PBB Desak China Jalani Rekomendasi dari Laporan Situasi HAM Xinjiang

China konsisten membantah laporan yang menyebut ada pelanggaran HAM di Xinjiang.

AP Photo/Ng Han Guan
Warga berbaris di dalam Pusat Layanan Pelatihan Pendidikan Keterampilan Kejuruan Kota Artux yang sebelumnya telah terungkap oleh dokumen yang bocor menjadi kamp indoktrinasi paksa di Taman Industri Kunshan di Artux di wilayah Xinjiang China barat, 3 Desember 2018. China telah menanggapi dengan marah ke laporan PBB tentang dugaan pelanggaran hak asasi manusia di wilayah barat laut Xinjiang yang menargetkan Uyghur dan etnis minoritas Muslim lainnya.
Rep: Kamran Dikarma Red: Friska Yolandha

REPUBLIKA.CO.ID, WASHINGTON -- Sekretaris Jenderal (Sekjen) PBB Antonio Guterres mendesak China menjalani rekomendasi laporan yang dirilis Komisaris Tinggi PBB untuk Hak Asasi Manusia (HAM) Michelle Bachelet terkait kemungkinan terjadinya kejahatan kemanusiaan terhadap etnis Uighur di Xinjiang. Rekomendasi itu antara lain meminta Beijing menghormati HAM dan minoritas Uighur.

Baca Juga

Juru bicara Antonio Guterres, Stephane Dujarric, mengatakan, dia sangat prihatin membaca laporan yang disusun Michelle Bachelet. “Sekjen (PBB) sangat berharap pemerintah China akan menerima rekomendasi yang diajukan dalam penilaian Komisaris Tinggi PBB untuk HAM,” ujar Dujarric, Kamis (1/9/2022).

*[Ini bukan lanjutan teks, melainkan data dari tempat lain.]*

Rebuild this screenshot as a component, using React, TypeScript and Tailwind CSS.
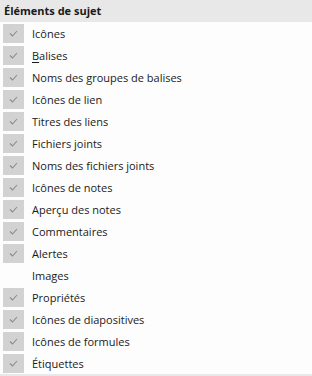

Michelle Bachelet, dalam laporan setebal 48 halaman yang dirilis pada Rabu (31/8/2022) lalu mengungkapkan, kejahatan kemanusiaan mungkin telah terjadi pada minoritas Uighur di Xinjiang. Laporan itu diterbitkan sesaat sebelum masa jabatan Bachelet sebagai Komisaris Tinggi untuk HAM resmi berakhir.

“Tingkat penahanan sewenang-wenang dan diskriminatif terhadap warga Uighur dan kelompok mayoritas Muslim lainnya dengan konteks (dalam) pembatasan dan perampasan hak-hak dasar secara lebih umum dapat merupakan kejahatan internasional, khususnya kejahatan terhadap kemanusiaan,” demikian bunyi salah satu kalimat dalam laporan tersebut.

Kantor Komisaris Tinggi PBB untuk HAM tak dapat mengonfirmasi tentang dugaan ditahannya lebih dari 1 juta warga Uighur di kamp-kamp interniran. Namun mereka menilai, sangat masuk akal untuk menyimpulkan bahwa pola penahanan sewenang-wenang skala besar terjadi setidaknya antara 2017 dan 2019.

Laporan Komisaris Tinggi PBB untuk HAM meminta China untuk membebaskan semua individu yang ditahan secara sewenang-wenang dan mengklarifikasi keberadaan mereka yang hilang. China telah mengecam laporan terkait dugaan pelanggaran terhadap etnis Uighur tersebut.

"Penilaian tersebut didasarkan pada praduga bersalah dan bergantung pada disinformasi dan kebohongan yang dibuat oleh pasukan anti-China sebagai sumber utamanya," kata juru bicara Misi China untuk PBB Liu Yuyin, Kamis lalu, dilaporkan China Global Television Network.

 

Sementara itu Duta Besar China untuk PBB Zhang Jun mengatakan, negaranya telah berulang kali menyuarakan penentangan terhadap tuduhan kejahatan kemanusiaan di Xinjiang. Dia berpendapat, Komisaris Tinggi PBB untuk HAM seharusnya tidak ikut campur dalam urusan internal China. "Kita semua tahu, dengan sangat baik, bahwa apa yang disebut masalah Xinjiang adalah kebohongan yang sepenuhnya dibuat-buat dari motivasi politik dan tujuannya jelas adalah untuk merusak stabilitas China dan untuk menghalangi pembangunan China," kata Zhang.

China telah konsisten membantah laporan yang menyebut ada pelanggaran HAM sistematis di Xinjiang, termasuk penahanan lebih dari satu juta masyarakat Uighur. Namun Beijing tak menampik tentang adanya pusat-pusat pendidikan vokasi di sana. 

 

Beijing mengklaim, pusat itu sengaja didirikan untuk memberi pelatihan keterampilan dan keahlian kepada warga Uighur dan etnis minoritas lainnya. Dengan demikian, mereka dapat bekerja dan angka pengangguran di Xinjiang dapat berkurang.